The Bharatmala Pariyojana is at the centre of our priorities for the next few years. Another key priority is to reduce road accident fatalities by 50 per cent. To this end, we have identified 789 black spots across the country and are working to rectify these. Road safety features are being incorporated in DPRs and we are carrying out road safety audits. We are running a scheme for opening driver training institutes at district levels, and running public awareness programmes in this regard. In addition, we have notified rules to ensure automobile safety. We are also bringing in a new legislation, the Motor Vehicle (Amendment) Bill, 2017. The bill provides for stiffer penalties, permitting electronic enforcement, improving fitness certification and the licensing regime, statutory provisions for the protection of Good Samaritans and recognition of information technology-enabled enforcement systems. The bill also paves the way for reforms in public transport, which in turn will help in improving road safety. The bill contains provisions for the treatment of accident victims during the golden hour to help in saving precious lives. It also aims to simplify processes for the citizens dealing with transport departments and usher in an era of transport reforms in the country. The bill has been passed by the Lok Sabha.
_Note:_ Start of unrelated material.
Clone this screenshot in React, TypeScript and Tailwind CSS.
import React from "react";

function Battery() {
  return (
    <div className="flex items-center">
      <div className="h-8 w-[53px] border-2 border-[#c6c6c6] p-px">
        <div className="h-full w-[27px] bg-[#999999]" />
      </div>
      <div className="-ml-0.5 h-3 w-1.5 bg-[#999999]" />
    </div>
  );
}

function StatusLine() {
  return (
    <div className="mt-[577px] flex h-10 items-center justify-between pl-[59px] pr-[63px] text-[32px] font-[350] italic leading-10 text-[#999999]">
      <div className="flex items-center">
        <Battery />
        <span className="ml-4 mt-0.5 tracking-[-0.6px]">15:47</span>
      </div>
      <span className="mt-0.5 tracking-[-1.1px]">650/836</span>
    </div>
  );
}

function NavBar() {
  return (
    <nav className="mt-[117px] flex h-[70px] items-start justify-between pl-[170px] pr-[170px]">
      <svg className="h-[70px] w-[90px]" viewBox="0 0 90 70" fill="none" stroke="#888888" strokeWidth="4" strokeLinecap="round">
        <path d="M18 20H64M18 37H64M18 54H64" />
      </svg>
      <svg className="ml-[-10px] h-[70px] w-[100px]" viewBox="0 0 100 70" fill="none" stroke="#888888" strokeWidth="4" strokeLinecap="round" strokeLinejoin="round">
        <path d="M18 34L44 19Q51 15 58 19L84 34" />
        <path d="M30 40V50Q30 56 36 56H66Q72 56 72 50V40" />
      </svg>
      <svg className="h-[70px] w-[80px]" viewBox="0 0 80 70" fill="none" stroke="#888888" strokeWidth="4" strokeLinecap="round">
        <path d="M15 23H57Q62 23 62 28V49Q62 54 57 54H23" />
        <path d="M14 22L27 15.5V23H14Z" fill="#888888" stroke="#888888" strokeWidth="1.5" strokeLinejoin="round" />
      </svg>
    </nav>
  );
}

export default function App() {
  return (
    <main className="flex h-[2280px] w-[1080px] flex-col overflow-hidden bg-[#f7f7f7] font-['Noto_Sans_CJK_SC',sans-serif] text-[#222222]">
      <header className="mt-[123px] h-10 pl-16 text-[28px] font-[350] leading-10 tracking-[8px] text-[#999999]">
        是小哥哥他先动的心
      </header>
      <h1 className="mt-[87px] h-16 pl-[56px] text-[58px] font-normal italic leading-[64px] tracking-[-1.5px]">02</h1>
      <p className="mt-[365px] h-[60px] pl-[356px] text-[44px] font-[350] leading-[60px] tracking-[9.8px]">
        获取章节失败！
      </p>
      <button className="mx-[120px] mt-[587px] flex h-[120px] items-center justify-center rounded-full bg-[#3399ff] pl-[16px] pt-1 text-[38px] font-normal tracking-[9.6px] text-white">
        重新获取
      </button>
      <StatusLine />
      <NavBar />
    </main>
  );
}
Making the road sector environment friendly is another priority for us. We are doing this by encouraging the use of alternative fuels like ethanol, methanol, biodiesel, and biocompressed natural gas and electricity in the transport sector. Emission norms have been notified. We have decided to implement the BS-VI emission standards in the country from April 2020. We are also working towards strengthening the public transport system. The MoRTH has introduced a scheme to provide financial assistance to the states for this. Also, the electronic toll collection system has been implemented on a pan-India basis so as to remove bottlenecks, and ensure the seamless movement of traffic and collection of user fee as per the notified rates, using passive radio frequency identification technology.